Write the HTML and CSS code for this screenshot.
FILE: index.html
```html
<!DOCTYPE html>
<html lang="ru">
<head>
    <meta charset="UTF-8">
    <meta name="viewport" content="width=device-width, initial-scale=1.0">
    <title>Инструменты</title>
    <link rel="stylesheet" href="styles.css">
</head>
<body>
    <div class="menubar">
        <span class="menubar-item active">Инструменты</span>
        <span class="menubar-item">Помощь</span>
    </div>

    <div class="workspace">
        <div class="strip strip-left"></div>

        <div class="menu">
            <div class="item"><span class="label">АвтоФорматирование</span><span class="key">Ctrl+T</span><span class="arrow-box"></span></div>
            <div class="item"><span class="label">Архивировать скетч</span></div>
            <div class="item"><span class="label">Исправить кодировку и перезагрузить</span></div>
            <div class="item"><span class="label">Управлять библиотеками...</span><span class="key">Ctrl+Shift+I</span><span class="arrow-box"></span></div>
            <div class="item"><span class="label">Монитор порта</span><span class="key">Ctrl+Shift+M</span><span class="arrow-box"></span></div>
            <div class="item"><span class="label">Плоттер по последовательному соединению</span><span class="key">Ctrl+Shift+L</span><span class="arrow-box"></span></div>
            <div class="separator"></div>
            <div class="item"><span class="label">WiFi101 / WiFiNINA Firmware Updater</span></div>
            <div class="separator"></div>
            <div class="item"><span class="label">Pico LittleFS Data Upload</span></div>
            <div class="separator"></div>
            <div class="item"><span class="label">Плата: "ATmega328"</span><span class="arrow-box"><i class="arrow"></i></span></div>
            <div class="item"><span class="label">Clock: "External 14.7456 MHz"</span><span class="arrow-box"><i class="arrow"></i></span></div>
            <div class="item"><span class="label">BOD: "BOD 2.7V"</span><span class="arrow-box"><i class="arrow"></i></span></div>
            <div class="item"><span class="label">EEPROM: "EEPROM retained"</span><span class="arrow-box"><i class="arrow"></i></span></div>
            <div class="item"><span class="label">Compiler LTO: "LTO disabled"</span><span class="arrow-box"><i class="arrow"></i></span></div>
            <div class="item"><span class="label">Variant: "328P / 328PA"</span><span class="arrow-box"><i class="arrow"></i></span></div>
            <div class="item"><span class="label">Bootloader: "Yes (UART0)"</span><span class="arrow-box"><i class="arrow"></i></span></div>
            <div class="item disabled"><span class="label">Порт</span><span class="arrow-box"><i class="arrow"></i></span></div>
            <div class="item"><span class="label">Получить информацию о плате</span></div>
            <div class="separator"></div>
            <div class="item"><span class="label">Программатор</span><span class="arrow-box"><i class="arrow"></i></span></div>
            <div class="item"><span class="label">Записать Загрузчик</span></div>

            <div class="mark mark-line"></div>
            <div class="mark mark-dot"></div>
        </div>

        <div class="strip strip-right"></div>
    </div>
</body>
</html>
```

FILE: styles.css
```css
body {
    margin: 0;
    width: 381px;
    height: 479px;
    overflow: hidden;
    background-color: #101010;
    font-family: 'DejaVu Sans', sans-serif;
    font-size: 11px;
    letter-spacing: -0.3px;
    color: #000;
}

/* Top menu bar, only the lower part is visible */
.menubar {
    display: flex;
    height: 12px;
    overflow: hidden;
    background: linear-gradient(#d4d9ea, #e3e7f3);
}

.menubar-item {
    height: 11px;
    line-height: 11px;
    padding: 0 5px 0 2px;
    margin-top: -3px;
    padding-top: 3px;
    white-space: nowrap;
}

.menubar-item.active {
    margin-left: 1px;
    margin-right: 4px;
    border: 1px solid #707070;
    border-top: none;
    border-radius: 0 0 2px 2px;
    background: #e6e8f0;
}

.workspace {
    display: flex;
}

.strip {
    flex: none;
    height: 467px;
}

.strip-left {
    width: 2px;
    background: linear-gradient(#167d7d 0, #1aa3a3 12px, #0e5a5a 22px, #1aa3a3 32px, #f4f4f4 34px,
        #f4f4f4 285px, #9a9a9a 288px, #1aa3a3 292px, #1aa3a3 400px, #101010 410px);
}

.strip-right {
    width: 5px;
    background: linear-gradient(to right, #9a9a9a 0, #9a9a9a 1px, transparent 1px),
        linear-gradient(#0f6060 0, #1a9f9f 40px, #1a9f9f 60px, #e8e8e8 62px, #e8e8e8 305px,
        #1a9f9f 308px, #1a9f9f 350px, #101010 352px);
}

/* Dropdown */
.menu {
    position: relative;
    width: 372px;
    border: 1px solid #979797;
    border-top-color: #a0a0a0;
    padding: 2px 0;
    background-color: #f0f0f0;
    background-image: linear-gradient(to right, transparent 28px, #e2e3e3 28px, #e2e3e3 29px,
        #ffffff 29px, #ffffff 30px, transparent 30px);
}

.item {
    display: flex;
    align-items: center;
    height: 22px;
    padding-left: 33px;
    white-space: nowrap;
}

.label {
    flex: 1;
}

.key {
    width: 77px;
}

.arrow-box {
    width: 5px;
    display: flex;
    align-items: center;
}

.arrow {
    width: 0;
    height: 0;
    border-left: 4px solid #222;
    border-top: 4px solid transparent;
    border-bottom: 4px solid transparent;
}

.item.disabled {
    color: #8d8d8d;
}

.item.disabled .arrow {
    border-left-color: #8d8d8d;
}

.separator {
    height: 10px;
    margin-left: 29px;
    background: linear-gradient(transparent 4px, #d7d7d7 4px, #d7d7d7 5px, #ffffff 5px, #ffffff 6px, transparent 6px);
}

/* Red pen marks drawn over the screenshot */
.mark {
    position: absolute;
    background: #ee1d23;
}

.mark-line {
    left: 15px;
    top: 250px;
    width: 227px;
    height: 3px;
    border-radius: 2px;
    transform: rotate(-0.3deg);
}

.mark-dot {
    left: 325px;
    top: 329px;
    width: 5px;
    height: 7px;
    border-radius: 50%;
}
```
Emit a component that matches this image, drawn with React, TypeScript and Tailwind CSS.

────

■ **TASK TO CARRY OUT**: Write the entire listing out again, word for word.

■ **RESPONSE TO THE TASK**:
Write the HTML and CSS code for this screenshot.
FILE: index.html
```html
<!DOCTYPE html>
<html lang="ru">
<head>
    <meta charset="UTF-8">
    <meta name="viewport" content="width=device-width, initial-scale=1.0">
    <title>Инструменты</title>
    <link rel="stylesheet" href="styles.css">
</head>
<body>
    <div class="menubar">
        <span class="menubar-item active">Инструменты</span>
        <span class="menubar-item">Помощь</span>
    </div>

    <div class="workspace">
        <div class="strip strip-left"></div>

        <div class="menu">
            <div class="item"><span class="label">АвтоФорматирование</span><span class="key">Ctrl+T</span><span class="arrow-box"></span></div>
            <div class="item"><span class="label">Архивировать скетч</span></div>
            <div class="item"><span class="label">Исправить кодировку и перезагрузить</span></div>
            <div class="item"><span class="label">Управлять библиотеками...</span><span class="key">Ctrl+Shift+I</span><span class="arrow-box"></span></div>
            <div class="item"><span class="label">Монитор порта</span><span class="key">Ctrl+Shift+M</span><span class="arrow-box"></span></div>
            <div class="item"><span class="label">Плоттер по последовательному соединению</span><span class="key">Ctrl+Shift+L</span><span class="arrow-box"></span></div>
            <div class="separator"></div>
            <div class="item"><span class="label">WiFi101 / WiFiNINA Firmware Updater</span></div>
            <div class="separator"></div>
            <div class="item"><span class="label">Pico LittleFS Data Upload</span></div>
            <div class="separator"></div>
            <div class="item"><span class="label">Плата: "ATmega328"</span><span class="arrow-box"><i class="arrow"></i></span></div>
            <div class="item"><span class="label">Clock: "External 14.7456 MHz"</span><span class="arrow-box"><i class="arrow"></i></span></div>
            <div class="item"><span class="label">BOD: "BOD 2.7V"</span><span class="arrow-box"><i class="arrow"></i></span></div>
            <div class="item"><span class="label">EEPROM: "EEPROM retained"</span><span class="arrow-box"><i class="arrow"></i></span></div>
            <div class="item"><span class="label">Compiler LTO: "LTO disabled"</span><span class="arrow-box"><i class="arrow"></i></span></div>
            <div class="item"><span class="label">Variant: "328P / 328PA"</span><span class="arrow-box"><i class="arrow"></i></span></div>
            <div class="item"><span class="label">Bootloader: "Yes (UART0)"</span><span class="arrow-box"><i class="arrow"></i></span></div>
            <div class="item disabled"><span class="label">Порт</span><span class="arrow-box"><i class="arrow"></i></span></div>
            <div class="item"><span class="label">Получить информацию о плате</span></div>
            <div class="separator"></div>
            <div class="item"><span class="label">Программатор</span><span class="arrow-box"><i class="arrow"></i></span></div>
            <div class="item"><span class="label">Записать Загрузчик</span></div>

            <div class="mark mark-line"></div>
            <div class="mark mark-dot"></div>
        </div>

        <div class="strip strip-right"></div>
    </div>
</body>
</html>
```

FILE: styles.css
```css
body {
    margin: 0;
    width: 381px;
    height: 479px;
    overflow: hidden;
    background-color: #101010;
    font-family: 'DejaVu Sans', sans-serif;
    font-size: 11px;
    letter-spacing: -0.3px;
    color: #000;
}

/* Top menu bar, only the lower part is visible */
.menubar {
    display: flex;
    height: 12px;
    overflow: hidden;
    background: linear-gradient(#d4d9ea, #e3e7f3);
}

.menubar-item {
    height: 11px;
    line-height: 11px;
    padding: 0 5px 0 2px;
    margin-top: -3px;
    padding-top: 3px;
    white-space: nowrap;
}

.menubar-item.active {
    margin-left: 1px;
    margin-right: 4px;
    border: 1px solid #707070;
    border-top: none;
    border-radius: 0 0 2px 2px;
    background: #e6e8f0;
}

.workspace {
    display: flex;
}

.strip {
    flex: none;
    height: 467px;
}

.strip-left {
    width: 2px;
    background: linear-gradient(#167d7d 0, #1aa3a3 12px, #0e5a5a 22px, #1aa3a3 32px, #f4f4f4 34px,
        #f4f4f4 285px, #9a9a9a 288px, #1aa3a3 292px, #1aa3a3 400px, #101010 410px);
}

.strip-right {
    width: 5px;
    background: linear-gradient(to right, #9a9a9a 0, #9a9a9a 1px, transparent 1px),
        linear-gradient(#0f6060 0, #1a9f9f 40px, #1a9f9f 60px, #e8e8e8 62px, #e8e8e8 305px,
        #1a9f9f 308px, #1a9f9f 350px, #101010 352px);
}

/* Dropdown */
.menu {
    position: relative;
    width: 372px;
    border: 1px solid #979797;
    border-top-color: #a0a0a0;
    padding: 2px 0;
    background-color: #f0f0f0;
    background-image: linear-gradient(to right, transparent 28px, #e2e3e3 28px, #e2e3e3 29px,
        #ffffff 29px, #ffffff 30px, transparent 30px);
}

.item {
    display: flex;
    align-items: center;
    height: 22px;
    padding-left: 33px;
    white-space: nowrap;
}

.label {
    flex: 1;
}

.key {
    width: 77px;
}

.arrow-box {
    width: 5px;
    display: flex;
    align-items: center;
}

.arrow {
    width: 0;
    height: 0;
    border-left: 4px solid #222;
    border-top: 4px solid transparent;
    border-bottom: 4px solid transparent;
}

.item.disabled {
    color: #8d8d8d;
}

.item.disabled .arrow {
    border-left-color: #8d8d8d;
}

.separator {
    height: 10px;
    margin-left: 29px;
    background: linear-gradient(transparent 4px, #d7d7d7 4px, #d7d7d7 5px, #ffffff 5px, #ffffff 6px, transparent 6px);
}

/* Red pen marks drawn over the screenshot */
.mark {
    position: absolute;
    background: #ee1d23;
}

.mark-line {
    left: 15px;
    top: 250px;
    width: 227px;
    height: 3px;
    border-radius: 2px;
    transform: rotate(-0.3deg);
}

.mark-dot {
    left: 325px;
    top: 329px;
    width: 5px;
    height: 7px;
    border-radius: 50%;
}
```
Emit a component that matches this image, drawn with React, TypeScript and Tailwind CSS.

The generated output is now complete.